In this step, you're going to be building your own project. Not following tutorials, not following directions. You're going to have to do everything yourself - but this is where you'll learn the most.
In my experience, picking a project to work on is the most difficult part of this process. This is because if you pick a project that is a lousy idea, you just won't stick with it.
For example, one time I tried building a diary app with Ruby on Rails for no reason. After building out some of the basic functionality, I realized that Google Drive does the job better and it gave me no reason to keep building the app - never try building something for no reason.
If someone is paying you to build something, you're going to work your butt off to try and get everything right. You're going to be forced to learn at a super high speed in order to not mess anything up.
A lot of people want websites or web applications built for them, but lack the money to hire developers. They have ideas, but they lack the skills to actually build them. This is their thought process:
"I have an idea that will make millions and will be the next (Facebook, Uber, replace popular start up name here) - if only I had a coder to build my app."
This is where you come in. Find these people and talk to them. Offer your services for super cheap at first and make an offer so sweet that they have no reason to reject you.
This was how I pitched myself to 2 guys who wanted to build a company based on a web app: "Yes, I am indeed a noob, but if you hire non-noobs, it will cost you tens of thousands. If you hire me, I can build out this app and it won't cost you tens of thousands. Instead, it will only be hundreds or maybe a couple thousand at most. Plus, if you don't like the website, you can decide not to use it and pay me nothing."
What was the number one thing they wanted? Their idea to be built out.
What was their number one constraint? Money.
If I were to pitch them, what would be their number one concern? That I wasn't skilled enough and would be a waste of money.
My pitch incorporated all of these factors so that they had no reason to reject my offer. If they didn't like the website, they could scrap it and pay nothing.
To initially build a portfolio, I personally think that it's a smart idea to price low and over-deliver (unless you're already experienced).

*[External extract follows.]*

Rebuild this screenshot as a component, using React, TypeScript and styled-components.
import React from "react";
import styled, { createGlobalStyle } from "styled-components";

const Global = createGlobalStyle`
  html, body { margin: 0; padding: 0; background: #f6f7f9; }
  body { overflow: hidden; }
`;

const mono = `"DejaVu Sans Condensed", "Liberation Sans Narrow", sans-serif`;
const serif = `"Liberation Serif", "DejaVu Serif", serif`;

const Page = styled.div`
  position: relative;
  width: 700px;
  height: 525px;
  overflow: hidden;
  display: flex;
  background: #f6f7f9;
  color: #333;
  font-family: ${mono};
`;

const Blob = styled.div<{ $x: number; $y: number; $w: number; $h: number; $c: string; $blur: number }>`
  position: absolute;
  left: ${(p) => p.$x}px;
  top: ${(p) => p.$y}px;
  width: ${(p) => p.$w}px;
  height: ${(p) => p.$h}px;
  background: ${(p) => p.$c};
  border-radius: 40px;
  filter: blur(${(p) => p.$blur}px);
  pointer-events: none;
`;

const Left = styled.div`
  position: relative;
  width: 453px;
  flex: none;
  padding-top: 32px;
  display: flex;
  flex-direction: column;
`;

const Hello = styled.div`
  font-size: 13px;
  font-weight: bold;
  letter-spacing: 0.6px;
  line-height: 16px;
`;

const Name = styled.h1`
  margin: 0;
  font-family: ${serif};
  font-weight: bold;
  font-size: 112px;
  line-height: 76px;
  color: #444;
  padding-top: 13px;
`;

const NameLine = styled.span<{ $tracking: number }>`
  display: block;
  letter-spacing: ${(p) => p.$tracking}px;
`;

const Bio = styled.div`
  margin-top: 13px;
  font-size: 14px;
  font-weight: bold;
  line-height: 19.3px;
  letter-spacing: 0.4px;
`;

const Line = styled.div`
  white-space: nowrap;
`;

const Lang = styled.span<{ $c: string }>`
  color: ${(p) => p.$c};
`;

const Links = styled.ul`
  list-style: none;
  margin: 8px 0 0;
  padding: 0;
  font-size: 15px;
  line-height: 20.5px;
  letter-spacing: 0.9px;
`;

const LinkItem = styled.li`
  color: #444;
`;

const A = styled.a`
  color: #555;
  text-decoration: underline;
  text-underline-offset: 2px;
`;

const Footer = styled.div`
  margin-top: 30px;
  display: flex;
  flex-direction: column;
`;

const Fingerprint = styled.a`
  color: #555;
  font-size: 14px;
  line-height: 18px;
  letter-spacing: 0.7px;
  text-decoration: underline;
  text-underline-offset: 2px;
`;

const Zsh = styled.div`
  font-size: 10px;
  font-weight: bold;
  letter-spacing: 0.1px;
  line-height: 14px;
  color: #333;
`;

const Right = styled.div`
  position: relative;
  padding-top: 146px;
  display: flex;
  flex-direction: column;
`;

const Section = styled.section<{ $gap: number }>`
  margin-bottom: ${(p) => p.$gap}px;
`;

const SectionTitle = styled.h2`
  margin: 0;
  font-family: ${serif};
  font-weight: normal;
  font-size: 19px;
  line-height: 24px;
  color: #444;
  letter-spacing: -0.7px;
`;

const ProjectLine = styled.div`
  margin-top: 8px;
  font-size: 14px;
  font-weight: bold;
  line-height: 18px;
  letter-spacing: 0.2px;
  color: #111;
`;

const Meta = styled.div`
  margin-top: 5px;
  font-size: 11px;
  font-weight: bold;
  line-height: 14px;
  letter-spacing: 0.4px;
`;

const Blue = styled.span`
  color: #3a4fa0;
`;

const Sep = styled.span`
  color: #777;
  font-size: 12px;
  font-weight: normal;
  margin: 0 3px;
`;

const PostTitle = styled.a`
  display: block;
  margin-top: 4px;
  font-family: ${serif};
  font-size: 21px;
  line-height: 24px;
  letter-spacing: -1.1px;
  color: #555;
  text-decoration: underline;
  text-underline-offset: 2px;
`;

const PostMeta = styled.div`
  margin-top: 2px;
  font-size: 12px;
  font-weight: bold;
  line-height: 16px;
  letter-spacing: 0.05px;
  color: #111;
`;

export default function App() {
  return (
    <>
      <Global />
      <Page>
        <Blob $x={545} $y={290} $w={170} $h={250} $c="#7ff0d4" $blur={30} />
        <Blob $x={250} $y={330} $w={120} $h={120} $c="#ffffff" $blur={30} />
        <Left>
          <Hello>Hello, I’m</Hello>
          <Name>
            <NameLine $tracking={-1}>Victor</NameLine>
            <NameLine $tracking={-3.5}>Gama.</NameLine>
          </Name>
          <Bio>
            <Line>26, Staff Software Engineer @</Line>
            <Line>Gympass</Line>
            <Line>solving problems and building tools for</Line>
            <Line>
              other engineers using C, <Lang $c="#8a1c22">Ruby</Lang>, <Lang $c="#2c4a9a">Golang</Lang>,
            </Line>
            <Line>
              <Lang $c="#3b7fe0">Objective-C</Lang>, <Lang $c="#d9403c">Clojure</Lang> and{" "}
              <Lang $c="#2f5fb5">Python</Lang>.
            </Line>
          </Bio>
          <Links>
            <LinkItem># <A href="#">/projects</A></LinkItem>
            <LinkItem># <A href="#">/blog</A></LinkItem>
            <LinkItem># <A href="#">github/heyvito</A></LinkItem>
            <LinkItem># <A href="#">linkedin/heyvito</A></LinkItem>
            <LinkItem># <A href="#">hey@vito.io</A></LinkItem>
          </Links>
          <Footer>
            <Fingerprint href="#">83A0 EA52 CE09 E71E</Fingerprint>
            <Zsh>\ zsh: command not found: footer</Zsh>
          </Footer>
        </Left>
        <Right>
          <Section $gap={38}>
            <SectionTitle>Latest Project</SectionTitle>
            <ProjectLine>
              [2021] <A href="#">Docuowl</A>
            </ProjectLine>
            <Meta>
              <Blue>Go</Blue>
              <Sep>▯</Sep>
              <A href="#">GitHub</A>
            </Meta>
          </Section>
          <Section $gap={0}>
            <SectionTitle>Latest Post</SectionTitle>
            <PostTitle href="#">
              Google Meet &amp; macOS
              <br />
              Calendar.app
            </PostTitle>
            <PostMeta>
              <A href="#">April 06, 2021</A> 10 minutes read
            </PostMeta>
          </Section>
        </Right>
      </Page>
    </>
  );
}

As a side note, I did this when I first started my translation business as well and it worked that time as well. I priced my services lower than my competitors and over-delivered and built social proof.
Would it be my price, my skill set, my past experiences, or some other factor?
Since I had minimal skill to do the job, had no past experience, the only way I could differentiate was to set a lower price and work my butt off. And for a lot of people reading this article, I'm assuming this is probably the case.
So find somebody to build a website for, give a pitch that they can't turn down, and start working on the project. Once you pass this step, it's time to do anything you can do to finish the app and build something that would satisfy your clients.
This means Googling for solutions to any bugs/problems you might encounter, asking people questions, and finding solutions.
I've given this advice to some people that were just starting out with their coding journey and it seems to have worked for them. One of my friends from The Firehose Project, Dany, asked for my advice. I told him mostly the same things that I laid out in this blog post and this was his response.
When I talked to him a couple of months after that, he told me that he took some of my advice and things were going quite well for him:
I've given the same advice to other people with the same results. It seems that it just makes sense - when you are forced to learn at an accelerated pace, you'll learn more quicker as a result.
Hopefully this blog post was somewhat helpful in motivating you to go out and grab a project that you can start working on (while maybe getting paid) to accelerate your learning speeds. This is something that's worked for me and the people around me, and I hope it works for the people reading this as well!